Below is code using part of the implementation of a specific container:

template <class T>
void destroyit(T* tPtr)
{
  tPtr->~T();
}

template <class Contained,
  unsigned int size>
class Container
{
public:
  Container()
      :holderPtr_(NULL), bytes_
        (size*sizeof(Contained))
    {
      holderPtr_ =
        (Contained*) mmap(0, bytes_,
          PROT_READ|PROT_WRITE,
          MAP_PRIVATE, zerofd, 0);
      // Use placement new to
      // initialize our objects.
      for(int i=0; i<size; i++)
        new (holderPtr_ + i) Contained();
    }
  virtual ~Container()
    {
      long nelements =
        bytes_ / sizeof(Contained);
      for(int i=0; i<nelements; i++)
        destroyit(holderPtr_ + i);
      munmap(holderPtr_,bytes_);
    }
  
private:
  Contained* holderPtr_;
  unsigned long bytes_;
};
This container memory-maps its memory, which reduces the fragmentation of the heap by reallocating part of the memory needed by the application into a different segment.
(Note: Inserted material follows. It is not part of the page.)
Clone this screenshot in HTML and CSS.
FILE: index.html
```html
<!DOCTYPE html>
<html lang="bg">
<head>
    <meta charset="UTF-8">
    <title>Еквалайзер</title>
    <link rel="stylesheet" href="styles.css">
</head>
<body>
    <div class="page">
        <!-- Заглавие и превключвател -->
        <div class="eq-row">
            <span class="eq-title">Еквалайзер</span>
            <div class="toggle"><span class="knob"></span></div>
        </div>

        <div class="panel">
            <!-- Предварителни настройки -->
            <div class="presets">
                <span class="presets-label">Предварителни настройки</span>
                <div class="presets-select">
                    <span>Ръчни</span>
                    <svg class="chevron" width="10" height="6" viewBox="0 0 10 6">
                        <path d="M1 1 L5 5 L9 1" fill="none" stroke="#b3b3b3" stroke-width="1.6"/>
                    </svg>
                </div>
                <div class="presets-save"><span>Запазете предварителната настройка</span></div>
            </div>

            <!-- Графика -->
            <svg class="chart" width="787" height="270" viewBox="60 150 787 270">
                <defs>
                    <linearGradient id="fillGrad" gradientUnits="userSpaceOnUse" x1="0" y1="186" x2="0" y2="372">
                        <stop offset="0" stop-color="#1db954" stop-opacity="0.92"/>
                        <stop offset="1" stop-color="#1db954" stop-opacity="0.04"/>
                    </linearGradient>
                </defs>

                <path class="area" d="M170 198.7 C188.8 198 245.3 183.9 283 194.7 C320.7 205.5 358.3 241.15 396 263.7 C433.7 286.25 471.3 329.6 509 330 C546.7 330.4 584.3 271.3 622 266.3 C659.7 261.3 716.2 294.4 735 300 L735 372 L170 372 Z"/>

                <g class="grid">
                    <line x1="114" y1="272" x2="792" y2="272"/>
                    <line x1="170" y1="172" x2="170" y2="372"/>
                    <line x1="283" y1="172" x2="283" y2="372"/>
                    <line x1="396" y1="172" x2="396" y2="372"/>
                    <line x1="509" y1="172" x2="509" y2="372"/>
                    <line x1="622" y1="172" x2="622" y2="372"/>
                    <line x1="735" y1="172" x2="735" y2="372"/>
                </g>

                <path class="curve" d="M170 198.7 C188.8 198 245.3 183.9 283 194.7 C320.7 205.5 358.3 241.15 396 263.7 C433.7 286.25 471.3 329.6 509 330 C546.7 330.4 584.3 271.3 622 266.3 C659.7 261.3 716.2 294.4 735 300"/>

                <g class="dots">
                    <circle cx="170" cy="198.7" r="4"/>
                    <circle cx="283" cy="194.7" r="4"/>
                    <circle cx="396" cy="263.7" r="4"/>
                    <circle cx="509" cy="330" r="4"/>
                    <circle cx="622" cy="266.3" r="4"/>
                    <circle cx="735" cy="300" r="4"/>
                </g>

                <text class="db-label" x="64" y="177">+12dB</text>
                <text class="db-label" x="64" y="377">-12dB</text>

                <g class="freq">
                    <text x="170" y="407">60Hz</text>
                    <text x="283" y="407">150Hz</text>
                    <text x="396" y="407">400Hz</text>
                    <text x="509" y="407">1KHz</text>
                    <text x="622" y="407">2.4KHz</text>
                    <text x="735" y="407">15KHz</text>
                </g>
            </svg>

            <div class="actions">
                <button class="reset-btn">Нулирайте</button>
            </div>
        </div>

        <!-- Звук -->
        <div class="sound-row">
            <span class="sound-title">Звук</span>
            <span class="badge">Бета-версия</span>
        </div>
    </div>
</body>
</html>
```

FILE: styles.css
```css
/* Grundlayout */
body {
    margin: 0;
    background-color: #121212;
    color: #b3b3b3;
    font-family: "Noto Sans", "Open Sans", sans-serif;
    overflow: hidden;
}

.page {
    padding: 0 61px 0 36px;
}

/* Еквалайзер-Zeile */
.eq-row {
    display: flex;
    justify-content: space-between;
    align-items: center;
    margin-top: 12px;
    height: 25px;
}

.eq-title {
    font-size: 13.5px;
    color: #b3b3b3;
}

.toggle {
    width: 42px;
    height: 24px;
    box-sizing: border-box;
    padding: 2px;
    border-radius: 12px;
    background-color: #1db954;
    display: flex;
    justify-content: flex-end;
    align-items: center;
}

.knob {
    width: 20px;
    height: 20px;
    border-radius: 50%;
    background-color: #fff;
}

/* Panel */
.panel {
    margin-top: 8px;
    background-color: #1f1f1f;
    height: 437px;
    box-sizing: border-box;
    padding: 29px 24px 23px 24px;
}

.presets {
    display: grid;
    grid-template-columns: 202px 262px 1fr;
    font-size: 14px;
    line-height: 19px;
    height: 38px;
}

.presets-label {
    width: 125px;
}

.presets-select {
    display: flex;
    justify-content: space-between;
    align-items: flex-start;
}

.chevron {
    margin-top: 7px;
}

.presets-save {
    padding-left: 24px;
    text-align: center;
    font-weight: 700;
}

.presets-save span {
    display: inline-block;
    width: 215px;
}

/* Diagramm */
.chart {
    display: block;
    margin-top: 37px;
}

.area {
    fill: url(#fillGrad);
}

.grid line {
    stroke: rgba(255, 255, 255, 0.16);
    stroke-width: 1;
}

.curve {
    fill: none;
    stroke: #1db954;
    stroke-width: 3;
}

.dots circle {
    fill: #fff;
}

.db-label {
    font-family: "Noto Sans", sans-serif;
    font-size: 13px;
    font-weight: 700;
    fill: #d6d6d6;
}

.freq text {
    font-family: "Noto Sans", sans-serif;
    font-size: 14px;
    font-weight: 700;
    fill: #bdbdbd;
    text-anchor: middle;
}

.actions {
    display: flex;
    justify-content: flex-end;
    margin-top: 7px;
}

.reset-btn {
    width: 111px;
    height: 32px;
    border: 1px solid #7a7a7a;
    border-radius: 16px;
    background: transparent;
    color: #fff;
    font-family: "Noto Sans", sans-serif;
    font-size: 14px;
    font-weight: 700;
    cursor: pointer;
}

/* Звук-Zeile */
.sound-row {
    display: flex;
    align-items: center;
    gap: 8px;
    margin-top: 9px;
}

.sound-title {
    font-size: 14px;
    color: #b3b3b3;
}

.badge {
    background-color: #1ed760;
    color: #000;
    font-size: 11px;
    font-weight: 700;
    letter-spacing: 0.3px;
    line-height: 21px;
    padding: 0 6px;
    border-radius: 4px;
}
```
Therefore uses like:

{
  // Uses the heap
  std::auto_ptr<MyClass> mPtr
    (new MyClass());
  // Time to allocate prices. Do
  // it using  our container
  // because we do not want  to
  //fragment the heap when prices
  //are deleted.
  // Container holding a 100 prices.
  Container<PriceClass, 100> c;
  // Do other things.
}
significantly optimize memory usage by reducing fragmentation.

That was great, but what about:

{
  // Container holding a 100 prices.
  Container<double, 100> c;
}
Stop and think about it for a minute. You may think that this code does not compile because there is a compilation error when the destroy<double> function is instantiated. However, the code really does compile. See paragraph 12.4.15 of the ANSI C++ Standard: "The notation for an explicit call of a destructor can be used for any scalar type name." This rule means that calling a destructor on a double or any fundamental type is allowed. It will not do anything, but it will compile and link.
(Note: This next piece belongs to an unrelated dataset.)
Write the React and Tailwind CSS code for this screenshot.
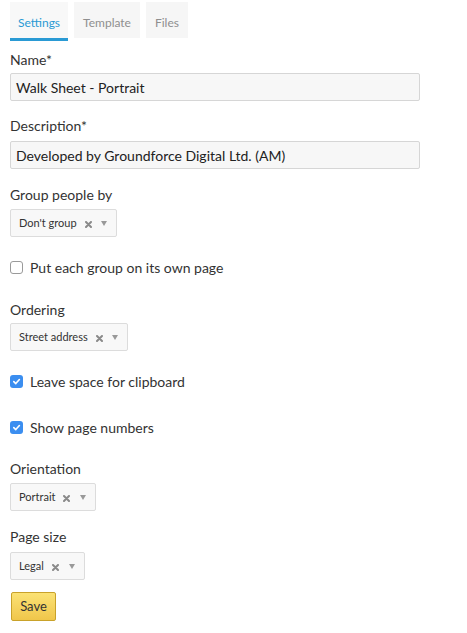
import React from 'react';

function Select({ value, width }) {
  return (
    <div
      className={`flex items-center h-7 pl-[8px] pr-[9px] bg-[#f8f8f8] border border-[#dcdcdc] rounded-[2px] text-[11px] text-[#333] ${width}`}
    >
      <span>{value}</span>
      <svg className="ml-[8px] mt-[2px]" width="7" height="7" viewBox="0 0 7 7">
        <path d="M1 1 L6 6 M6 1 L1 6" stroke="#8a8a8a" strokeWidth="2" strokeLinecap="round" />
      </svg>
      <svg className="ml-auto" width="6" height="5" viewBox="0 0 6 5">
        <path d="M0 0 H6 L3 5 Z" fill="#999" />
      </svg>
    </div>
  );
}

function Check({ checked, label, className }) {
  return (
    <label className={`flex items-center h-5 ${className}`}>
      {checked ? (
        <span className="w-[13px] h-[13px] rounded-[3px] bg-[#3b8ef0] flex items-center justify-center">
          <svg width="9" height="9" viewBox="0 0 10 10">
            <path d="M2 5.2 L4.2 7.3 L8.2 2.8" fill="none" stroke="#fff" strokeWidth="1.8" strokeLinecap="round" strokeLinejoin="round" />
          </svg>
        </span>
      ) : (
        <span className="w-[13px] h-[13px] rounded-[3px] bg-white border border-[#9a9a9a]" />
      )}
      <span className="ml-[7px] text-[14px] text-[#333]">{label}</span>
    </label>
  );
}

function Label({ children, className = '' }) {
  return <div className={`h-5 leading-5 text-[14px] text-[#333] ${className}`}>{children}</div>;
}

function TextInput({ value }) {
  return (
    <div className="h-7 w-[410px] flex items-center px-[5px] bg-[#f7f7f7] border border-[#d6d6d6] rounded-[2px] text-[14px] text-[#222]">
      {value}
    </div>
  );
}

export default function App() {
  return (
    <div className="w-[467px] h-[633px] bg-white px-[10px] pt-[2px]" style={{ fontFamily: 'Lato, "Open Sans", sans-serif' }}>
      <div className="flex gap-[6px]">
        <div className="h-[39px] px-[8px] flex items-center bg-[#f8f8f8] border-b-[3px] border-[#2a9ad4] text-[12px] text-[#2a9ad4] pt-[6px]">
          Settings
        </div>
        <div className="h-[36px] px-[9px] flex items-center bg-[#f6f6f6] text-[12px] text-[#8f8f8f] pt-[6px]">Template</div>
        <div className="h-[36px] px-[9px] flex items-center bg-[#f6f6f6] text-[12px] text-[#8f8f8f] pt-[6px]">Files</div>
      </div>

      <Label className="mt-[9px] mb-[3px]">Name*</Label>
      <TextInput value="Walk Sheet - Portrait" />

      <Label className="mt-[15px] mb-[5px]">Description*</Label>
      <TextInput value="Developed by Groundforce Digital Ltd. (AM)" />

      <Label className="mt-[16px] mb-[4px]">Group people by</Label>
      <Select value="Don't group" width="w-[107px]" />

      <Check className="mt-[20px]" label="Put each group on its own page" />

      <Label className="mt-[23px] mb-[3px]">Ordering</Label>
      <Select value="Street address" width="w-[118px]" />

      <Check className="mt-[20px]" checked label="Leave space for clipboard" />
      <Check className="mt-[26px]" checked label="Show page numbers" />

      <Label className="mt-[22px] mb-[4px]">Orientation</Label>
      <Select value="Portrait" width="w-[86px]" />

      <Label className="mt-[16px] mb-[5px]">Page size</Label>
      <Select value="Legal" width="w-[75px]" />

      <button className="mt-[12px] ml-[1px] h-[29px] w-[45px] rounded-[2px] border border-[#c9a22a] bg-gradient-to-b from-[#fbe274] to-[#f0c64a] text-[13px] text-[#333]">
        Save
      </button>
    </div>
  );
}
So, when the container goes out of scope, its destructor enters a dreadful loop, trying to call 100 destructors on each double! That's not a model of efficiency and was definitely the main performance bottleneck of our risk engine. (Believe it or not, this appears to be how the standard STL vector container on the latest sparcWorks compiler is implemented).

Here is the design challenge: how to design the container to call the destructors of contained classes but avoid entering a loop when your container contains fundamental data types.

Modern C++ design and some of the template techniques described by Alexandrescu will help. Fasten your seat belts, here is the code to handle the case of double. I'll then generalize the solution to other types.

Start by defining two static types:

struct Yes_type {};
struct No_type {};
The compiler uses these two types at compile time to help decide when to instantiate a function that will destroy an array of objects (calling their destructor) and when to instantiate a function that will not call the destructors, therefore optimizing efficiency.

I can then have the following functions:

template <class T>
void destroyit(T* tPtr, long bytes, No_type)
{
}

template <class T>
void destroyme(T* tPtr)
{
  tPtr->~T();
}

template <class T>
void destroyit(T* tPtr, long bytes, Yes_type)
{
  long nelements = bytes / sizeof(T);
  for(int i=0; i<nelements; i++)
    destroyme(tPtr + i);
}
destroyit destroys an array of objects in both cases. tPtr points to the beginning of the array; bytes is the size in bytes of the memory pointed to by tPtr. No_type and Yes_type are just there to allow me to redefine the function. If I pass No_type (when a type does not have a destructor), I get rid of the loop!

Now the tricky part is to call the appropriate destroyit function in the destructor of the container. You can call the appropriate destroyit function by introducing yet another static type:

template <class T> struct Container_type_traits
{
  typedef Yes_type has_destructor;
};
and a specialization in the case of double:

struct Container_type_traits<double>
{
   typedef No_type has_destructor;
};
In plain English, the typedef of Container_type_traits will be Yes_type if T is any type but double. If the type is double, the typedef's type is No_type.

The destructor for the container is:

virtual ~Container()
{
  destroyit(holderPtr_, bytes_,
Container_type_traits<Contained>::has_destructor());
  munmap(holderPtr_,bytes_);
}
It is fairly simple to tie everything up now. I am just instantiating a Yes_type or No_type structure as the third parameter of destroyit, depending on the type of the contained object. If the object is a double, the structure is No_type; otherwise the structure is Yes_type.

I can now complete the implementation by specializing Container_type_traits structures for all the types I know do not need their destructor to be called (all the basic types qualify).

You can generalize this approach to many different applications. This technique allowed me to reduce memory fragmentation while maintaining a high level of performance.

About the Author

Sebastien Marc has spent the last eight years developing financial applications for Reuters in France and New York City. He is now working as a consultant for Cambridge Technology Partners in Switzerland.